Tom Evans, who has been photographing climbers on El Cap since the mid-1990s, captured both of Astorga’s ascents with his camera. He told me what it was like from his perspective.
“She was psyched. And then it went into a survival contest,” Evans said from his cabin in Crestline, California.
Astorga’s been climbing the Nose since August 2010. Her first time up it was with Libby Sauter, who broke the all-female team record on the Nose and climbed El Cap and the Nose in a day this autumn.
In 2011, Astorga and Sauter set the women’s team record on the Nose at 10:40. Then she teamed up with Mayan Smith-Gobat twice in 2012 to top out in 10:10 and, a week later, 7:26. The duo went on to climb the Regular Route of Half Dome before the day’s end.
After the linkup, Astorga took two years off from climbing.
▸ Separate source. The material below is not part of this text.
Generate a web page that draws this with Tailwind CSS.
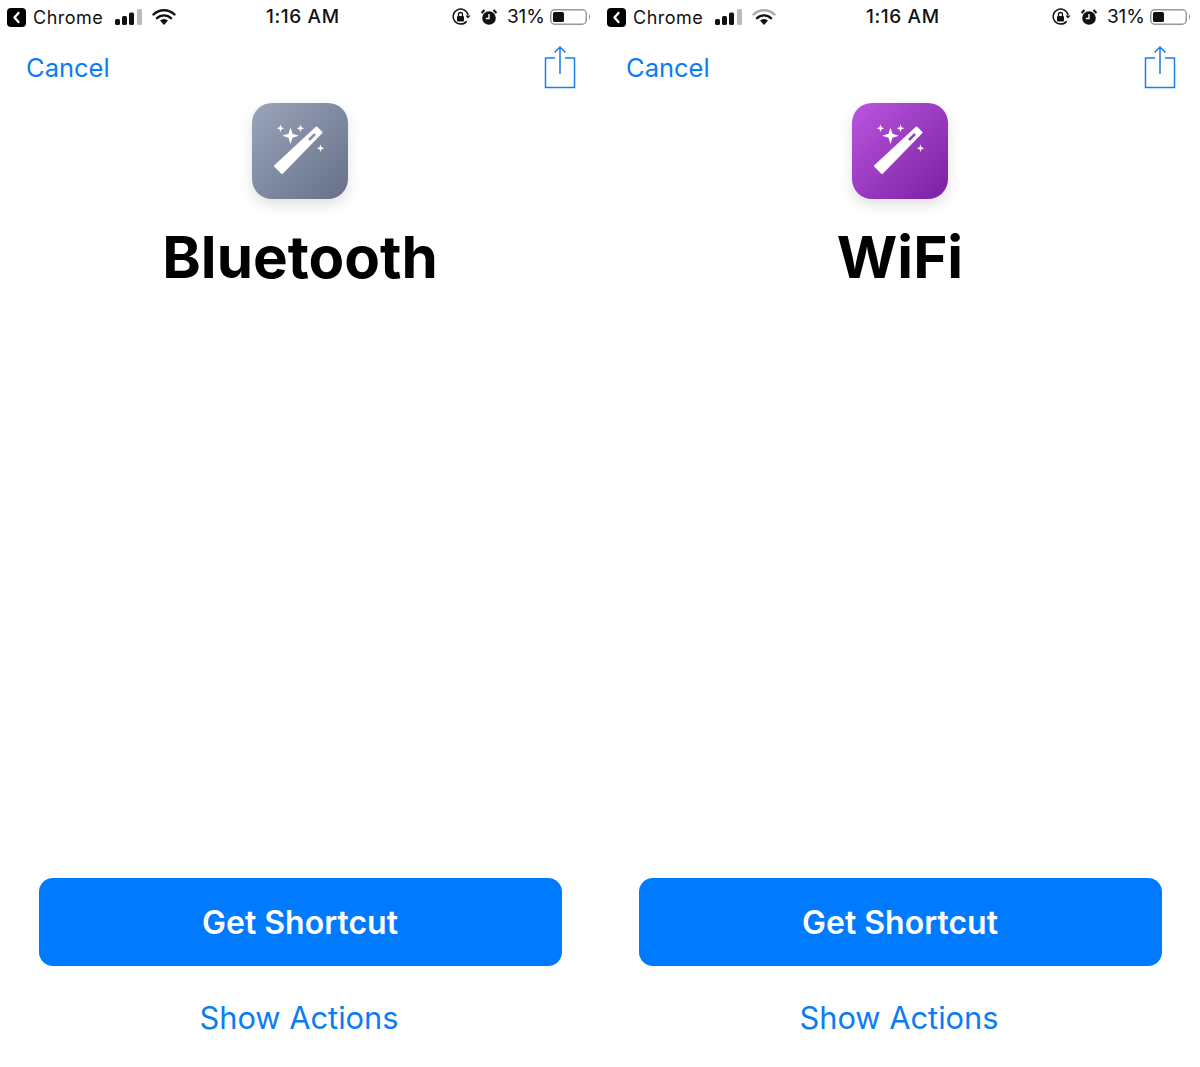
<!DOCTYPE html>
<html lang="en">
<head>
  <meta charset="UTF-8" />
  <title>Shortcuts</title>
  <script src="https://cdn.jsdelivr.net/npm/@tailwindcss/browser@4"></script>
</head>
<body class="bg-white font-['Inter',sans-serif]">
  <div class="flex w-[1200px] h-[1067px] overflow-hidden">

    <!-- Bluetooth -->
    <section class="w-[600px] flex flex-col">
      <div class="relative h-[34px] flex items-center pl-[7px] pr-[8px] text-[18px] text-[#111]">
        <svg class="w-[19px] h-[19px] mr-[7px]" viewBox="0 0 19 19"><rect width="19" height="19" rx="4" fill="#000"/><path d="M11.5 5 7.5 9.5l4 4.5" fill="none" stroke="#fff" stroke-width="2.4" stroke-linecap="round" stroke-linejoin="round"/></svg>
        <span class="tracking-[0.5px]">Chrome</span>
        <svg class="w-[27px] h-[16px] ml-[12px]" viewBox="0 0 27 16"><rect x="0" y="10" width="5" height="6" rx="1.5" fill="#111"/><rect x="7" y="7" width="5" height="9" rx="1.5" fill="#111"/><rect x="14" y="3.500" width="5" height="12.500" rx="1.500" fill="#111"/><rect x="22" y="0" width="5" height="16" rx="1.500" fill="#bbb"/></svg>
        <svg class="w-[24px] h-[17px] ml-[10px]" viewBox="0 0 24 17"><path d="M1.500 5.500a15 15 0 0 1 21 0M5 9.200a10 10 0 0 1 14 0" fill="none" stroke="#111" stroke-width="2.400" stroke-linecap="round"/><path d="M8 11.500a6 6 0 0 1 8 0L12 16z" fill="#111"/></svg>
        <span class="absolute left-[266px] text-[19px] font-medium tracking-[0.6px]">1:16 AM</span>
        <div class="ml-auto flex items-center">
          <svg class="w-[19px] h-[18px]" viewBox="0 0 19 18"><path d="M16 7a7.500 7.500 0 1 0-1.400 6.200" fill="none" stroke="#111" stroke-width="1.500"/><path d="M13.500 7.500h5l-2.500 3z" fill="#111"/><rect x="5" y="8" width="7" height="5.500" rx="1" fill="#111"/><path d="M6.500 8V6.500a2 2 0 0 1 4 0V8" fill="none" stroke="#111" stroke-width="1.300"/></svg>
          <svg class="w-[18px] h-[18px] ml-[9px]" viewBox="0 0 18 18"><circle cx="9" cy="10" r="6.800" fill="#111"/><path d="M9 6v4.500H5.800" fill="none" stroke="#fff" stroke-width="1.400"/><path d="M1.500 5 4.500 2M16.500 5l-3-3" stroke="#111" stroke-width="2"/></svg>
          <span class="ml-[9px] text-[19px]">31%</span>
          <svg class="w-[42px] h-[18px] ml-[5px]" viewBox="0 0 42 18"><rect x="0.750" y="1.750" width="35.500" height="14.500" rx="4" fill="none" stroke="#999" stroke-width="1.500"/><rect x="3" y="4" width="11" height="10" rx="1.500" fill="#111"/><path d="M39 6.500c1.500.5 1.500 4.500 0 5z" fill="#999"/></svg>
        </div>
      </div>
      <div class="h-[67px] flex items-start justify-between pl-[26px] pr-[24px]">
        <span class="text-[25.5px] leading-[34px] mt-[17px] text-[#0a7df5]">Cancel</span>
        <svg class="w-[32px] h-[44px] mt-[11px]" viewBox="0 0 32 44" fill="none" stroke="#1a7fe8" stroke-width="1.500"><path d="M11 13H1.500v29.500h29V13H21M16 29V2M10.500 7.500 16 2l5.500 5.500"/></svg>
      </div>
      <div class="self-center w-[96px] h-[96px] mt-[2px] rounded-[20px] shadow-[0_6px_14px_rgba(0,0,0,0.12)] bg-gradient-to-br from-[#9aa4bb] to-[#667087]">
        <svg class="w-[96px] h-[96px]" viewBox="0 0 96 96" fill="#fff"><polygon points="30,70 23,63 64.500,24.500 69.500,29.500" stroke="#fff" stroke-width="2" stroke-linejoin="round"/><path d="M57 37 63 31" stroke="#8791a8" stroke-width="2.500"/><path d="M38.500 24.500l2 6.300 6.300 2-6.300 2-2 6.300-2-6.300-6.300-2 6.300-2zM28.500 21.500l1 2.800 2.800 1-2.800 1-1 2.800-1-2.800-2.800-1 2.800-1zM48.500 21.500l1 2.800 2.800 1-2.800 1-1 2.800-1-2.800-2.800-1 2.800-1zM68.500 41.500l1 2.800 2.800 1-2.800 1-1 2.800-1-2.800-2.800-1 2.800-1z"/></svg>
      </div>
      <h1 class="mt-[22px] text-center text-[58.300px] leading-[72px] font-bold text-black">Bluetooth</h1>
      <div class="flex-1"></div>
      <button class="self-center w-[523px] h-[88px] pt-[2px] rounded-[14px] bg-[#007aff] text-white text-[32px] font-semibold">Get Shortcut</button>
      <a class="mt-[32px] mb-[29px] pr-[2px] text-center text-[30.800px] leading-[40px] text-[#0a7df5]">Show Actions</a>
    </section>

    <!-- WiFi -->
    <section class="w-[600px] flex flex-col">
      <div class="relative h-[34px] flex items-center pl-[7px] pr-[8px] text-[18px] text-[#111]">
        <svg class="w-[19px] h-[19px] mr-[7px]" viewBox="0 0 19 19"><rect width="19" height="19" rx="4" fill="#000"/><path d="M11.5 5 7.5 9.5l4 4.5" fill="none" stroke="#fff" stroke-width="2.4" stroke-linecap="round" stroke-linejoin="round"/></svg>
        <span class="tracking-[0.5px]">Chrome</span>
        <svg class="w-[27px] h-[16px] ml-[12px]" viewBox="0 0 27 16"><rect x="0" y="10" width="5" height="6" rx="1.5" fill="#111"/><rect x="7" y="7" width="5" height="9" rx="1.5" fill="#111"/><rect x="14" y="3.500" width="5" height="12.500" rx="1.500" fill="#111"/><rect x="22" y="0" width="5" height="16" rx="1.500" fill="#bbb"/></svg>
        <svg class="w-[24px] h-[17px] ml-[10px]" viewBox="0 0 24 17"><path d="M1.500 5.500a15 15 0 0 1 21 0" fill="none" stroke="#aaa" stroke-width="2.400" stroke-linecap="round"/><path d="M5 9.200a10 10 0 0 1 14 0" fill="none" stroke="#111" stroke-width="2.400" stroke-linecap="round"/><path d="M8 11.500a6 6 0 0 1 8 0L12 16z" fill="#111"/></svg>
        <span class="absolute left-[266px] text-[19px] font-medium tracking-[0.6px]">1:16 AM</span>
        <div class="ml-auto flex items-center">
          <svg class="w-[19px] h-[18px]" viewBox="0 0 19 18"><path d="M16 7a7.500 7.500 0 1 0-1.400 6.200" fill="none" stroke="#111" stroke-width="1.500"/><path d="M13.500 7.500h5l-2.500 3z" fill="#111"/><rect x="5" y="8" width="7" height="5.500" rx="1" fill="#111"/><path d="M6.500 8V6.500a2 2 0 0 1 4 0V8" fill="none" stroke="#111" stroke-width="1.300"/></svg>
          <svg class="w-[18px] h-[18px] ml-[9px]" viewBox="0 0 18 18"><circle cx="9" cy="10" r="6.800" fill="#111"/><path d="M9 6v4.500H5.800" fill="none" stroke="#fff" stroke-width="1.400"/><path d="M1.500 5 4.500 2M16.500 5l-3-3" stroke="#111" stroke-width="2"/></svg>
          <span class="ml-[9px] text-[19px]">31%</span>
          <svg class="w-[42px] h-[18px] ml-[5px]" viewBox="0 0 42 18"><rect x="0.750" y="1.750" width="35.500" height="14.500" rx="4" fill="none" stroke="#999" stroke-width="1.500"/><rect x="3" y="4" width="11" height="10" rx="1.500" fill="#111"/><path d="M39 6.500c1.500.5 1.500 4.500 0 5z" fill="#999"/></svg>
        </div>
      </div>
      <div class="h-[67px] flex items-start justify-between pl-[26px] pr-[24px]">
        <span class="text-[25.5px] leading-[34px] mt-[17px] text-[#0a7df5]">Cancel</span>
        <svg class="w-[32px] h-[44px] mt-[11px]" viewBox="0 0 32 44" fill="none" stroke="#1a7fe8" stroke-width="1.500"><path d="M11 13H1.500v29.500h29V13H21M16 29V2M10.500 7.500 16 2l5.500 5.500"/></svg>
      </div>
      <div class="self-center w-[96px] h-[96px] mt-[2px] rounded-[20px] shadow-[0_6px_14px_rgba(0,0,0,0.12)] bg-gradient-to-br from-[#bb55e0] to-[#7a1fa2]">
        <svg class="w-[96px] h-[96px]" viewBox="0 0 96 96" fill="#fff"><polygon points="30,70 23,63 64.500,24.500 69.500,29.500" stroke="#fff" stroke-width="2" stroke-linejoin="round"/><path d="M57 37 63 31" stroke="#9a3cc4" stroke-width="2.500"/><path d="M38.500 24.500l2 6.300 6.300 2-6.300 2-2 6.300-2-6.300-6.300-2 6.300-2zM28.500 21.500l1 2.800 2.800 1-2.800 1-1 2.800-1-2.800-2.800-1 2.800-1zM48.500 21.500l1 2.800 2.800 1-2.800 1-1 2.800-1-2.800-2.800-1 2.800-1zM68.500 41.500l1 2.800 2.800 1-2.800 1-1 2.800-1-2.800-2.800-1 2.800-1z"/></svg>
      </div>
      <h1 class="mt-[22px] text-center text-[58.300px] leading-[72px] font-bold text-black">WiFi</h1>
      <div class="flex-1"></div>
      <button class="self-center w-[523px] h-[88px] pt-[2px] rounded-[14px] bg-[#007aff] text-white text-[32px] font-semibold">Get Shortcut</button>
      <a class="mt-[32px] mb-[29px] pr-[2px] text-center text-[30.800px] leading-[40px] text-[#0a7df5]">Show Actions</a>
    </section>

  </div>
</body>
</html>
In that time she took up competitive mountain biking, continued with Olympic lifting, kettle bell training, uphill sprints and circuit training. She tells me she’s lost 15 pounds, to be a leaner climber, and has a renewed focus on the Nose solo because it requires more endurance than power.
This September she made a practice solo run to Dolt Tower in five hours, rested a few days and then set the women’s speed solo record on September 26.
I asked her why she didn’t ask for water from the team at Camp 6. She said, “Several years ago I was guiding on the West Rib of Denali. The Giri-Giri Guys stumbled near us. They refused [our offer of water]. They dealt with it. I walked away with that. That’s a good way to roll…. I made my decision to bring the water I did and chose to get myself out [of] that situation. There wasn’t much conscious thought to [the decision] really.”
Evans said later, “I got an email from the guys at Camp 6.” They stated that if they had known the seriousness of her deteriorating condition they would’ve shared their water, had she asked.
Astorga won’t confirm or deny any plans to return to the Nose for another solo ascent. For the time being she’ll be focusing on her career as a full-time avalanche forecaster in Idaho and on training for a five-week expedition this coming spring to Alaska.